Francesco Grignetti, La Stampa 25/4/2016, 25 aprile 2016
PRESCRIZIONE E INTERCETTAZIONI I FRONTI APERTI TRA TOGHE E RENZI
Sono almeno tre i dossier che dividono la politica dalla giustizia: prescrizione, intercettazioni, commistioni tra carriera giudiziaria e incarichi politici.
Sulla prescrizione, i dati dicono che nel 2013 sono stati cancellati 68.107 procedimenti di fronte al gip, 20.685 in primo grado, 21.521 in sede di appello. Approvato alla Camera e all’esame del Senato, c’è un ddl a firma di Donatella Ferranti, Pd, che modificherebbe le regole attuali con una «sospensione» nei conteggi di 2 anni dopo il primo grado e di 1 anno dopo l’appello.
Tale meccanismo non convince assolutamente i magistrati, che spingono per una riforma più drastica: sospendere del tutto i conteggi una volta che viene esercitata l’azione penale. E se una parte della magistratura sarebbe propensa a fermare gli orologi a fronte di una condanna di primo grado, Piercamillo Davigo spinge per la versione più radicale, ovvero sospensione della prescrizione al termine dell’udienza preliminare.
Sulle intercettazioni, il contrasto tra mondo politico e giudiziario non potrebbe essere più plateale. Il governo Renzi ha messo in cantiere una riforma, dichiarando di voler limitare la pubblicazione delle intercettazioni non essenziali, assolutamente non ridimensionando lo strumento. Al momento c’è una legge-delega in discussione al Senato (approvata nel settembre scorso alla Camera) che darebbe al governo la possibilità di intervenire secondo le seguenti linee guida: vietare la pubblicazione di «comunicazioni non rilevanti a fini di giustizia penale»; tutelare «la riservatezza delle comunicazioni e delle conversazioni delle persone occasionalmente coinvolte nel procedimento»; prevedere la reclusione da 6 mesi a 4 anni per chiunque diffonda intercettazioni fraudolente «al fine di recare danno alla reputazione o all’immagine altrui», ma la punibilità è esclusa nel caso in cui le registrazioni siano utilizzate «nell’ambito dell’esercizio del diritto di difesa» o rientrino nel diritto di cronaca.
Da parte sua, la magistratura sta tentando di prevenire guai maggiori con l’autoregolamentazione.
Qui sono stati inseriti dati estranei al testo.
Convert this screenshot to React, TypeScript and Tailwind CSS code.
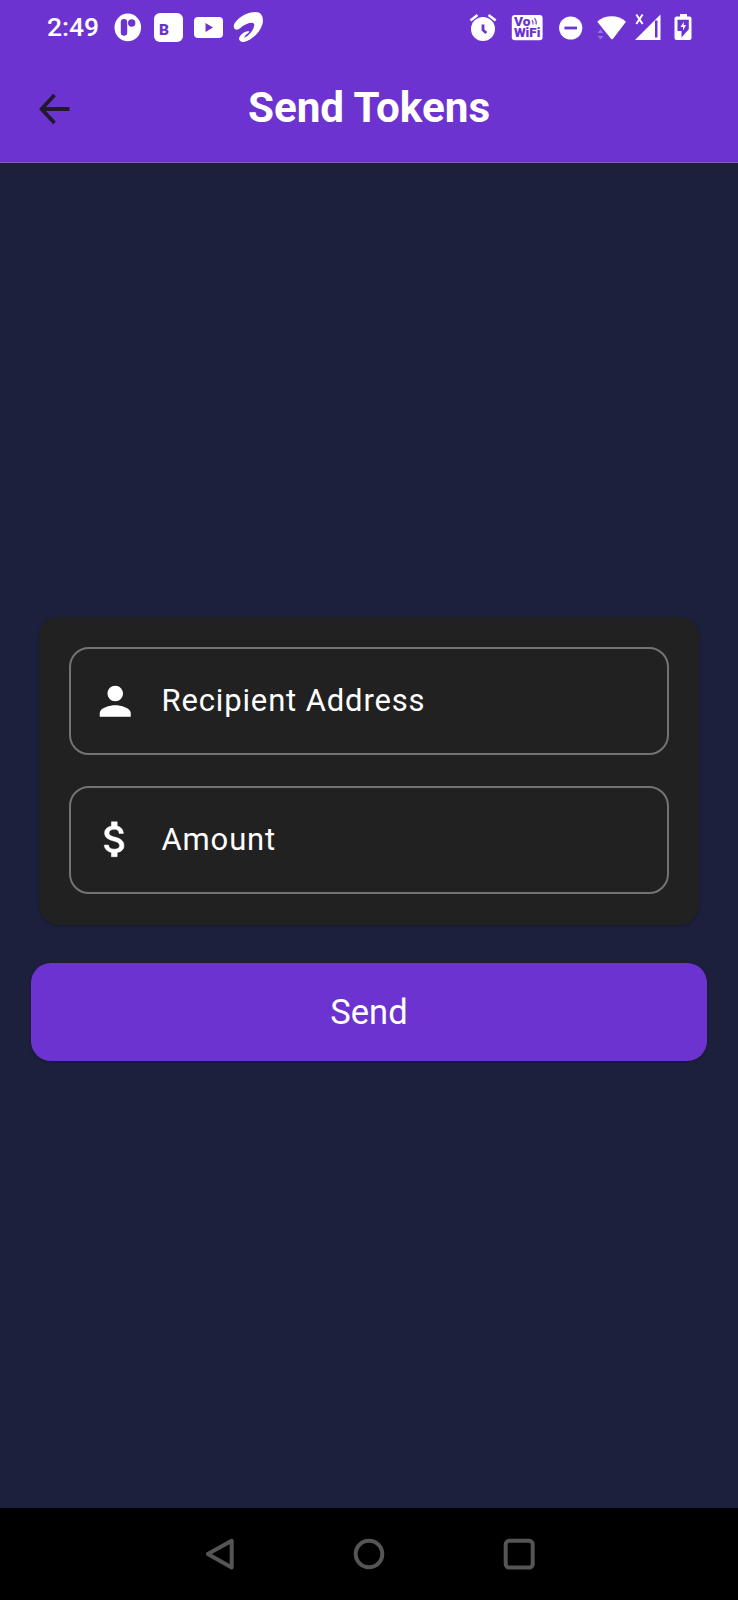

Vi sono circolari delle procure di Torino, Roma, Napoli e Firenze che, con varie forme, dovrebbero impedire il travaso di conversazioni private e irrilevanti negli atti, sapendo che da un certo momento in poi è fisiologico che le intercettazioni diventino di dominio pubblico. Su questa ipotesi dell’autoregolamentazione si sta muovendo anche il Consiglio superiore della magistratura, con la Settima commissione che sta elaborando una super-circolare di rango nazionale. Si segnala qui una posizione molto personale di Piercamillo Davigo che difende lo statu quo. «Ma lo sanno o no - ha detto a Il Fatto quotidiano - che ciò che è irrilevante per il pm o per il giudice può essere rilevantissimo per il difensore?».
Infine il nodo delle porte girevoli. Approvato dal Senato, pendente alla Camera, un ddl limiterebbe moltissimo la possibilità per un magistrato che sia entrato in politica, o che abbia comunque rivestito un incarico fiduciario, di rientrare. Nasce dal dialogo tra due ex magistrati quali i senatori Felice Casson e Franco Nitto Palma, uno del Pd e l’altro di Forza Italia, che avrebbero voluto addirittura impedire il ritorno alla toga. Alla fine i paletti non sono così insormontabili. Comunque il testo è maldigerito dai magistrati. E chissà se Piercamillo Davigo pensava proprio ai due quando ha detto, al Corriere della Sera, «secondo me i magistrati non dovrebbero mai fare politica. Perché sono scelti secondo il criterio di competenza, e avendo guarentigie non sono abituati a seguire il criterio di rappresentanza. Per questo i magistrati sovente sono pessimi politici».